Muschietti legt von Beginn an einen lockereren Tonfall an. Nach fünf Filmminuten muss Flash mehrere abstürzende Neugeborene aus einem einstürzenden Krankenhausflügel retten. Da karikiert Muschietti das ewige Superhelden-Dilemma, aus unmöglicher Position heraus alle – zudem noch unschuldige Babies – retten zu müssen. Das packt er in, zwar CGI-überladene, aber amüsante Bildfolgen. Flash stöhnt über diese „Baby-Dusche“, die im englischen Sprachgebrauch ("Baby-Shower"), eine Party meint, bei der Väter die Geburt ihres Nachwuchses fröhlich mit Freunden begießen. Diese fröhliche Albernheit gibt den Ton für die weiteren 140 Minuten vor.

"The Flash" ist unterhaltsames Superheldenkino mit lustigen Tritten in die Weichteile – in einer alternativen Realität etwa hat Eric Stolz die Hauptrolle in Back to the Future gespielt; Eric Stolz (Pulp Fiction – 1994), der in jungen Jahren immer der weniger charmante Zwilling von Michael J. Fox war. Als Flash durch die Zeit jagt, bekommen wir mehrere alternative Realitäten vorgeführt. Da steht plötzlich Superman dargestellt von Christopher Reeve oder Batman dargestellt von Adam West. Eine weitere dargestellte Superman-Variante zeigt jene aus dem nie umgesetzten Film von Tim Burton, in dem Nicholas Cage den Stählernen hätte spielen sollen. In diesem Film hätte Superman am Ende eine riesige Spinne bekämpfen sollen, was wir hier in einer Szene dann auch erleben.

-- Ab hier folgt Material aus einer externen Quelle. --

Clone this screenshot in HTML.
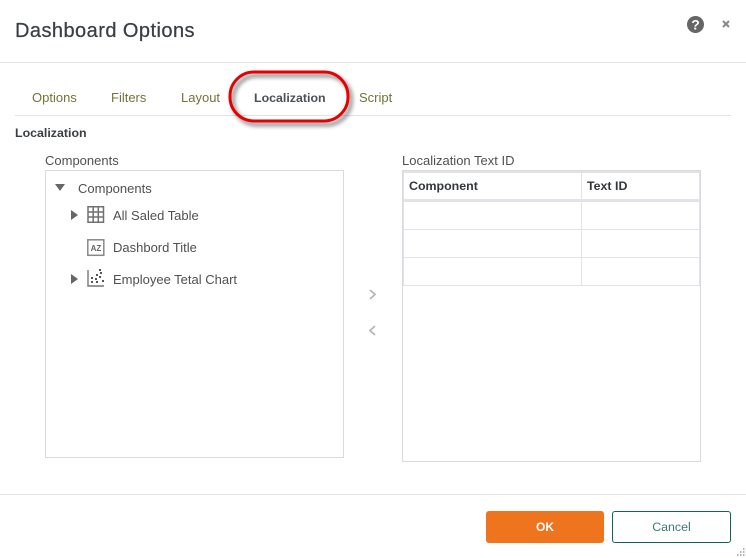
<!DOCTYPE html>
<html><head><meta charset="utf-8"><style>
html,body{margin:0;padding:0;background:#fff}
body{width:746px;height:558px;position:relative;overflow:hidden;font-family:"Liberation Sans",sans-serif;font-size:13px;color:#505050}
.a{position:absolute;white-space:nowrap}
.l{position:absolute;background:#e2e2e8}
.tab{position:absolute;top:90px;color:#73733a;font-size:13px;white-space:nowrap}
</style></head><body>
<div class="a" style="left:15px;top:20px;font-size:20px;letter-spacing:.45px;color:#3a3f44;-webkit-text-stroke:.25px #3a3f44">Dashboard Options</div>
<svg class="a" style="left:686px;top:15px" width="50" height="20">
<circle cx="9.500" cy="9.500" r="8.500" fill="#666"/>
<text x="9.500" y="14.500" text-anchor="middle" font-family="Liberation Sans" font-weight="bold" font-size="14" fill="#fff">?</text>
<path d="M37 6l6 6M43 6l-6 6" stroke="#888" stroke-width="2"/>
</svg>
<div class="l" style="left:0;top:62px;width:746px;height:1px"></div>
<div class="tab" style="left:32px">Options</div>
<div class="tab" style="left:111px">Filters</div>
<div class="tab" style="left:181px">Layout</div>
<div class="tab" style="left:254px;color:#4a5058;font-weight:bold;font-size:12.4px;top:91px">Localization</div>
<div class="tab" style="left:359px">Script</div>
<div class="l" style="left:15px;top:115px;width:716px;height:1px"></div>
<svg class="a" style="left:220px;top:62px" width="145" height="72">
<defs><filter id="s" x="-20%" y="-30%" width="140%" height="170%"><feDropShadow dx="3" dy="3.500" stdDeviation="2.200" flood-color="#000" flood-opacity=".55"/></filter></defs>
<rect x="10" y="10" width="118" height="49" rx="24" ry="24" fill="none" stroke="#e60000" stroke-width="3" filter="url(#s)"/>
</svg>
<div class="a" style="left:15px;top:126px;font-weight:bold;color:#3a3f44;font-size:12.4px">Localization</div>
<div class="a" style="left:45px;top:153px">Components</div>
<div class="a" style="left:45px;top:170px;width:297px;height:286px;border:1px solid #d9d9de"></div>
<svg class="a" style="left:50px;top:178px" width="60" height="115">
<path d="M5 6h10l-5 7z" fill="#666"/>
<path d="M21 32l7 5-7 5zM21 96l7 5-7 5z" fill="#666"/>
<path d="M38 28.700h15.500v15.500h-15.500zM38 34h15.500M38 39h15.500M43.200 28.700v15.500M48.300 28.700v15.500" fill="none" stroke="#707070" stroke-width="1.500"/>
<rect x="37.800" y="61.800" width="16" height="15.500" fill="none" stroke="#888" stroke-width="1.500"/>
<text x="46" y="73" text-anchor="middle" font-family="Liberation Sans" font-weight="bold" font-size="8" fill="#666">AZ</text>
<path d="M38 92v16h16" fill="none" stroke="#777" stroke-width="1.400"/>
<path d="M41 104h2M41 100h2M45 101h2M46 97h2M50 95h2M49 99h2M52 103h2M46 104h2M49 92h2" stroke="#555" stroke-width="2"/>
</svg>
<div class="a" style="left:78px;top:181px">Components</div>
<div class="a" style="left:113px;top:208px">All Saled Table</div>
<div class="a" style="left:113px;top:240px">Dashbord Title</div>
<div class="a" style="left:113px;top:272px">Employee Tetal Chart</div>
<svg class="a" style="left:366px;top:286px" width="14" height="54">
<path d="M4 4l5 4.500-5 4.500M9 40l-5 4.500 5 4.500" fill="none" stroke="#b4b4b4" stroke-width="1.700"/>
</svg>
<div class="a" style="left:402px;top:153px">Localization Text ID</div>
<div class="a" style="left:402px;top:170px;width:297px;height:290px;border:1px solid #d9d9de"></div>
<div class="l" style="left:403px;top:171px;width:297px;height:2px"></div>
<div class="l" style="left:403px;top:199px;width:297px;height:3px"></div>
<div class="l" style="left:403px;top:229px;width:297px;height:1px"></div>
<div class="l" style="left:403px;top:257px;width:297px;height:1px"></div>
<div class="l" style="left:403px;top:285px;width:297px;height:1px"></div>
<div class="l" style="left:403px;top:171px;width:1px;height:115px"></div>
<div class="l" style="left:699px;top:171px;width:1px;height:115px"></div>
<div class="l" style="left:581px;top:171px;width:1px;height:115px"></div>
<div class="a" style="left:409px;top:179px;font-weight:bold;color:#33373b;font-size:12.4px">Component</div>
<div class="a" style="left:587px;top:179px;font-weight:bold;color:#33373b;font-size:12.4px">Text ID</div>
<div class="l" style="left:0;top:494px;width:746px;height:1px"></div>
<div class="a" style="left:486px;top:511px;width:118px;height:32px;background:#ee741e;border-radius:3px;color:#fff;font-weight:bold;font-size:12px;text-align:center;line-height:32px">OK</div>
<div class="a" style="left:612px;top:511px;width:117px;height:30px;border:1px solid #0f6358;border-radius:3px;color:#3e7a72;font-size:12.4px;text-align:center;line-height:30px">Cancel</div>
<svg class="a" style="left:736px;top:548px" width="10" height="10"><path d="M7 1h1.500M4 4h1.500M7 4h1.500M1 7h1.500M4 7h1.500M7 7h1.500" stroke="#999" stroke-width="1.500"/></svg>
</body></html>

Der Film spielt mit dem Dilemma aller Superhelden, die es jeweils nur gibt, weil sie einen speziellen Moment in der Zeit getroffen haben – Ermordung der Eltern, Blitzeinschlag im Chemielabor, Biss einer radioaktiven Spinne etc.. Sie alle leiden an diesem Moment, können ihn aber nun auch nicht mehr ändern: ”Ein alter Mann, der viele Fehler gemacht hat“, sagt Bruce Wayne zu Barry Allen, „rät Dir, leb' nicht Deine Vergangenheit, leb' Dein Leben. Lass Deine Tragödie Dich nicht definieren!“ „Vielleicht soll sie mich ja definieren“, insistiert Barry, „Deine Tragödie hat Dich zum Helden gemacht.“ „Und auch sehr einsam“, haucht Bruce. 

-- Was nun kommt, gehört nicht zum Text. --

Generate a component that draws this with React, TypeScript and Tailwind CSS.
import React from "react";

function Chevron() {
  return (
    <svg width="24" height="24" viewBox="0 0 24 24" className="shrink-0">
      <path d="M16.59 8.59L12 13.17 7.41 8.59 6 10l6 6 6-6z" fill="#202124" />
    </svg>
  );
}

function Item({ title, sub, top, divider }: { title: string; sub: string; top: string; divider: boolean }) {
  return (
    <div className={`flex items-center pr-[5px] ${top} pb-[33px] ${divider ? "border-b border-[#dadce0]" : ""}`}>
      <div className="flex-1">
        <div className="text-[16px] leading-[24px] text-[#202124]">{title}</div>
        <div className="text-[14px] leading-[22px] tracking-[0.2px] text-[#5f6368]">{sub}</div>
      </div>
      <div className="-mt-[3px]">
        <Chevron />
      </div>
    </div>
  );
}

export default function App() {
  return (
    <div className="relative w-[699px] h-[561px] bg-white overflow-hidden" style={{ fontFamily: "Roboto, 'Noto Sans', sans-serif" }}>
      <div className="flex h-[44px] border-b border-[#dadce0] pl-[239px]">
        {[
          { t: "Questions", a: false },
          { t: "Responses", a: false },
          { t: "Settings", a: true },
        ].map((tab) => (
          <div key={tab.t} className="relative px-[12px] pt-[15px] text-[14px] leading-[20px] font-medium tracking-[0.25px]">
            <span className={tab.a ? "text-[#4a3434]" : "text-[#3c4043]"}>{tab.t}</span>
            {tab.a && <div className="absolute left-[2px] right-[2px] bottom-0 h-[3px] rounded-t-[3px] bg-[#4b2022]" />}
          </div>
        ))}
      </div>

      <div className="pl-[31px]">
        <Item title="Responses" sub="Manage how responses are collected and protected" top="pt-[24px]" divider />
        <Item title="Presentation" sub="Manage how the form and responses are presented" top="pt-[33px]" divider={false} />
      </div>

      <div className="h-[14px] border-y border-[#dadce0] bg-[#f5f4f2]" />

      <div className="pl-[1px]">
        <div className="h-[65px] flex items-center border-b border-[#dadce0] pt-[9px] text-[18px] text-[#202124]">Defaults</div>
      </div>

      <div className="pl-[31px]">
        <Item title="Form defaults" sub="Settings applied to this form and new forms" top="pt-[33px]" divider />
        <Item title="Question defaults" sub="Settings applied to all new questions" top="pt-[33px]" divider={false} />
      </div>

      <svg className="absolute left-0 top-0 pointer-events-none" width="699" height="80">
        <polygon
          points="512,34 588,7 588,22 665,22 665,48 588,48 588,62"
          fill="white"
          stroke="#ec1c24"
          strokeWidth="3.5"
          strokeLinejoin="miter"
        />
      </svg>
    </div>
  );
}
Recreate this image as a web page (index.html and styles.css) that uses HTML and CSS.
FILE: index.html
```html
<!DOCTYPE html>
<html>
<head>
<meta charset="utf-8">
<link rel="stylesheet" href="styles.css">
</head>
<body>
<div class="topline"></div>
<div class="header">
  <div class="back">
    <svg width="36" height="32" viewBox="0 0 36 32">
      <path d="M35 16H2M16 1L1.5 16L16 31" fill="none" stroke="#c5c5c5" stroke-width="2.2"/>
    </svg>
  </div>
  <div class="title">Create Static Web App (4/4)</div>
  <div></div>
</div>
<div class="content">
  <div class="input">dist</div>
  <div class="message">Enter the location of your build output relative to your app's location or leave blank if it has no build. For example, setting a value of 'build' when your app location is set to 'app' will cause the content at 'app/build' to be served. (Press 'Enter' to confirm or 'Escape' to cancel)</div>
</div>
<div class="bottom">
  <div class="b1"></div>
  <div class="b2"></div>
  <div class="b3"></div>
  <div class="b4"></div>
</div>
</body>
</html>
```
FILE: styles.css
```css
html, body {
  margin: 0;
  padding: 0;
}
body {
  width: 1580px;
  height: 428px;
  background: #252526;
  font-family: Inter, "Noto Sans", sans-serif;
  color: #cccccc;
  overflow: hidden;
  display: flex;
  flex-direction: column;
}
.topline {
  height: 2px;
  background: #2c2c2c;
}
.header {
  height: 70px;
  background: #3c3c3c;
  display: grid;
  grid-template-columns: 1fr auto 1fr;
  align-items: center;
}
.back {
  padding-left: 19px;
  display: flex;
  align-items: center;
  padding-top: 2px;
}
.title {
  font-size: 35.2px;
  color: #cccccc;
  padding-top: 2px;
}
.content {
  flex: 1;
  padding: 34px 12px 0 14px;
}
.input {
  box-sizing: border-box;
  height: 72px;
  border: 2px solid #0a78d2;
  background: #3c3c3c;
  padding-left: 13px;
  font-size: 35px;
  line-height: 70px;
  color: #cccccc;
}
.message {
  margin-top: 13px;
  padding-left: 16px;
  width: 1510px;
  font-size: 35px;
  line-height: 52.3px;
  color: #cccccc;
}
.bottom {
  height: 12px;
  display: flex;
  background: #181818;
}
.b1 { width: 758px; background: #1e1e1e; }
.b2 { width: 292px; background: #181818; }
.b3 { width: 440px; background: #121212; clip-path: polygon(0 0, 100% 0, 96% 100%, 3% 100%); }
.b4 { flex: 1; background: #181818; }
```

Der Hype, den das Superheldenkino seit 2008, als Marvels Iron Man in den Kinos startete, entfachte, ist vorbei. Wir haben uns satt gesehen an omnipotenten Weltenzerstörern, die dann von omnipotenten Heldengruppierungen doch in ihre Schranken gewiesen werden können. Mit "The Flash", der sich noch für eine Büchse Tomaten ins Unheil stürzt, hat das Superheldengenre eine Nachspielzeit errungen. Überraschungen freilich sollten wir im Bilderrausch des Multiversum keine mehr erwarten.